Professor Wakefield said the scale of the flammable cladding problem meant the industry needed to change. “Part of us getting [Dame Judith] out was to try and build impetus and for the industry to take this seriously,” he said.

Dame Judith said builders and building designers in Britain took many shortcuts, and that “gaming of the system” was a constant. She said there appeared to be very similar problems in the Australian system where, like England, there was a focus on “box ticking” regulatory requirements, rather than a focus on building safety.

“Construction safety is too focused on the workforce, not those who will use the buildings,” she said.

Britain’s privatised system of building surveying and inspection is similar to Australia’s, and Dame Judith said this was not a problem if handled correctly.

“Inspectors in the private sector … have to be part of the regulatory side of the equation, not working for and in the pay of the construction industry,” she said. “That’s a clear conflict of interest.”
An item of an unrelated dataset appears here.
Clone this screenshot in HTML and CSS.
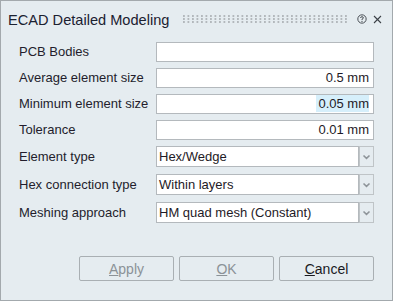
FILE: index.html
```html
<!DOCTYPE html>
<html>
<head>
<meta charset="utf-8">
<link rel="stylesheet" href="styles.css">
</head>
<body>
<div class="dialog">
  <div class="titlebar">
    <span class="title">ECAD Detailed Modeling</span>
    <span class="grip"></span>
    <svg class="help" width="10" height="10" viewBox="0 0 10 10">
      <circle cx="5" cy="5" r="4.2" fill="none" stroke="#4a4f55" stroke-width="1"/>
      <path d="M3.6 4 Q3.6 2.7 5 2.7 Q6.4 2.7 6.4 3.9 Q6.4 4.7 5 5.2 L5 6" fill="none" stroke="#4a4f55" stroke-width="1"/>
      <circle cx="5" cy="7.4" r="0.6" fill="#4a4f55"/>
    </svg>
    <svg class="close" width="9" height="9" viewBox="0 0 9 9">
      <path d="M1 1 L8 8 M8 1 L1 8" stroke="#3c4147" stroke-width="1.1"/>
    </svg>
  </div>
  <div class="form">
    <label class="lbl">PCB Bodies</label>
    <div class="field"></div>
    <label class="lbl">Average element size</label>
    <div class="field num">0.5 mm</div>
    <label class="lbl">Minimum element size</label>
    <div class="field num"><span class="sel">0.05 mm</span></div>
    <label class="lbl">Tolerance</label>
    <div class="field num">0.01 mm</div>
    <label class="lbl tall">Element type</label>
    <div class="combo"><div class="cval">Hex/Wedge</div><div class="carrow"><svg width="9" height="6" viewBox="0 0 9 6"><path d="M1.5 1.5 L4.5 4.3 L7.5 1.5" fill="none" stroke="#8e9499" stroke-width="1.6"/></svg></div></div>
    <label class="lbl tall">Hex connection type</label>
    <div class="combo"><div class="cval">Within layers</div><div class="carrow"><svg width="9" height="6" viewBox="0 0 9 6"><path d="M1.5 1.5 L4.5 4.3 L7.5 1.5" fill="none" stroke="#8e9499" stroke-width="1.6"/></svg></div></div>
    <label class="lbl tall">Meshing approach</label>
    <div class="combo"><div class="cval">HM quad mesh (Constant)</div><div class="carrow"><svg width="9" height="6" viewBox="0 0 9 6"><path d="M1.5 1.5 L4.5 4.3 L7.5 1.5" fill="none" stroke="#8e9499" stroke-width="1.6"/></svg></div></div>
  </div>
  <div class="buttons">
    <button class="btn disabled"><u>A</u>pply</button>
    <button class="btn disabled"><u>O</u>K</button>
    <button class="btn"><u>C</u>ancel</button>
  </div>
</div>
</body>
</html>
```
FILE: styles.css
```css
html, body {
  margin: 0;
  padding: 0;
  background: #e5ecf0;
}
.dialog {
  box-sizing: border-box;
  width: 393px;
  height: 301px;
  border: 1px solid #a3a9ad;
  background: #e5ecf0;
  font-family: "Liberation Sans", Arial, sans-serif;
  color: #231d2c;
  display: flex;
  flex-direction: column;
}
.titlebar {
  height: 35px;
  display: flex;
  align-items: center;
  padding-left: 7px;
  padding-right: 10px;
  box-sizing: border-box;
}
.title {
  font-size: 14.6px;
  color: #1b2130;
  white-space: nowrap;
  margin-top: 2px;
}
.grip {
  margin-left: 14px;
  width: 166px;
  height: 9px;
  margin-top: 1px;
  background-image: radial-gradient(circle at 1px 1px, #b3b8bc 0.8px, transparent 1.1px);
  background-size: 4.5px 3px;
}
.help {
  margin-left: 8px;
  margin-top: 1px;
}
.close {
  margin-left: 6px;
  margin-top: 1px;
}
.form {
  margin-top: 6px;
  padding: 0 18px 0 18px;
  display: grid;
  grid-template-columns: 137px 1fr;
  row-gap: 6px;
  font-size: 13px;
}
.lbl {
  height: 20px;
  line-height: 20px;
  white-space: nowrap;
}
.lbl.tall {
  height: 22px;
  line-height: 21px;
}
.field {
  box-sizing: border-box;
  height: 20px;
  border: 1px solid #b4b9bd;
  background: #fff;
  line-height: 18px;
  padding: 0 4px;
  color: #1e1a26;
}
.field.num {
  text-align: right;
}
.sel {
  background: #d6effb;
  padding: 1px 0 1px 2px;
}
.combo {
  height: 22px;
  display: flex;
}
.cval {
  box-sizing: border-box;
  width: 203px;
  height: 21px;
  border: 1px solid #b4b9bd;
  background: #fff;
  line-height: 19px;
  padding: 0 2px;
  color: #1e1a26;
}
.carrow {
  box-sizing: border-box;
  width: 15px;
  height: 21px;
  border: 1px solid #bfc4c7;
  background: #e5ecf0;
  display: flex;
  align-items: center;
  justify-content: center;
}
.buttons {
  margin-top: 32px;
  display: flex;
  justify-content: flex-end;
  gap: 5px;
  padding-right: 18px;
}
.btn {
  box-sizing: border-box;
  width: 95px;
  height: 25px;
  border: 1px solid #a9afb3;
  border-radius: 2px;
  background: #e5ecf0;
  font-family: "Liberation Sans", Arial, sans-serif;
  font-size: 14px;
  color: #1a1a1f;
  padding: 0;
}
.btn.disabled {
  color: #8b9297;
}
```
And she said, as in Australia, Britain’s enforcement of unsafe building practices was simply “not there – because it’s under-resourced”.

When things do go wrong on Australian building projects, it is often unclear precisely who should take responsibility.

In the tribunal hearing over 2014’s Lacrosse building fire, the developer, builder, architect, fire engineer and building surveyor have, in effect, all blamed each other.

Dame Judith said this was similar to the UK, and needed to change.

“There has to be, at every stage of a building’s life cycle, someone who is clearly identified for the safety of that building.”

She said the Grenfell fire had created a sense in Britain that “we have got to change, we cannot let this happen again. … The size of the tragedy that happened in London, that sense of shock and the need to improve, that needs to reflected around the world”.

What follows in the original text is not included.